Finishing things is a lot harder than starting them, but the more you finish things, the better you get. Where starting projects is easy, because you are “Creator” and probably have a million ideas you can draw from to build the world and everything in it, finishing it means you have to tie up all the loose ends and bring the ending together with purpose and a sense of satisfaction.

If you start a project without a clear ending in mind, it can make the endings that much more difficult, because you find yourself with all these little pieces that need to be brought together and often no clear vision of how to actually do that.

But if when we start a project we consider what the ending will be, it makes it easier to reach that ultimate end goal. Even if the ending is something that comes to us later into the project, that’s okay too obviously, as long as we get there. The point here is to finish, and the more often we do that, the easier it gets. Why?

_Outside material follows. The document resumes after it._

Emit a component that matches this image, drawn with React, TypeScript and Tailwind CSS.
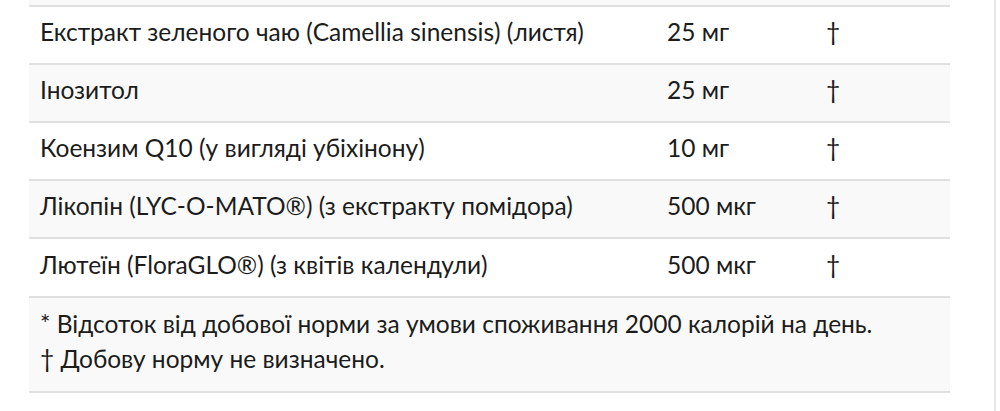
import React from 'react';

const rows = [
    { name: 'Екстракт зеленого чаю (Camellia sinensis) (листя)', amount: '25 мг' },
    { name: 'Інозитол', amount: '25 мг' },
    { name: 'Коензим Q10 (у вигляді убіхінону)', amount: '10 мг' },
    { name: 'Лікопін (LYC-O-MATO®) (з екстракту помідора)', amount: '500 мкг' },
    { name: 'Лютеїн (FloraGLO®) (з квітів календули)', amount: '500 мкг' },
];

export default function App() {
    return (
        <div className="flex w-[1000px] h-[411px] bg-white text-[#1c1c1c] overflow-hidden" style={{ fontFamily: 'Lato, "Noto Sans", sans-serif' }}>
            <div className="w-[994px] pl-[29px] pr-[44px]">
                {/* tail of the previous (striped) row */}
                <div className="h-[5px] bg-[#f9f9f9]" />

                <table className="w-full border-collapse text-[24.5px] leading-none">
                    <tbody>
                        {rows.map((row, i) => (
                            <tr key={row.name} className={`h-[58px] border-t-2 border-[#e0e0e0] ${i % 2 === 1 ? 'bg-[#f9f9f9]' : 'bg-white'}`}>
                                <td className="w-[627px] pl-[11px] pb-[5px] align-middle">{row.name}</td>
                                <td className="w-[159px] pl-[11px] pb-[5px] align-middle">{row.amount}</td>
                                <td className="pl-[11px] pb-[5px] align-middle">†</td>
                            </tr>
                        ))}
                    </tbody>
                </table>

                {/* Footnotes */}
                <div className="h-[97px] border-y-2 border-[#e0e0e0] bg-[#f9f9f9] pl-[11px] pt-[8px] text-[24.5px] leading-[35px]">
                    <p>* Відсоток від добової норми за умови споживання 2000 калорій на день.</p>
                    <p>† Добову норму не визначено.</p>
                </div>
            </div>
            <div className="w-[2px] h-full bg-[#e6e6e6]" />
        </div>
    );
}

Finishing projects exercises different thought processes than starting them. It’s a form of problem solving that, rather than spawning ideas off of ideas, you must learn how to tie them together. The more practice you get at it, the easier it will be, and the better you will get. It’s a skill like any other within the craft of writing.

Good endings can parallel beginnings, or draw off of themes established throughout the story. They can answer all the questions, or leave a few. Good endings deserve a post all their own, but the point is that they provide some degree of resolution for the events that transpired throughout the story. Figuring out how to do that – and do it well – is a learned skill.

How can you get better at endings? Get there and write them. Draft short stories with lower word counts and simpler plot lines that make it easier to accomplish, and you’ll begin to figure out what works and what doesn’t. Write nonfiction articles or travel memoirs and consider a meaningful ending for those. While the development will be different for fiction and nonfiction, the practice of drawing those ideas together to a satisfying close is absolutely transferable.

With practice, you may even find that the more comfortable you are with writing endings, the easier they are to reach even with longer, more complicated projects. Once you develop a clear understanding and techniques for rallying the ideas/concepts together, it gets easier to conjure impactful, meaningful ways to write endings.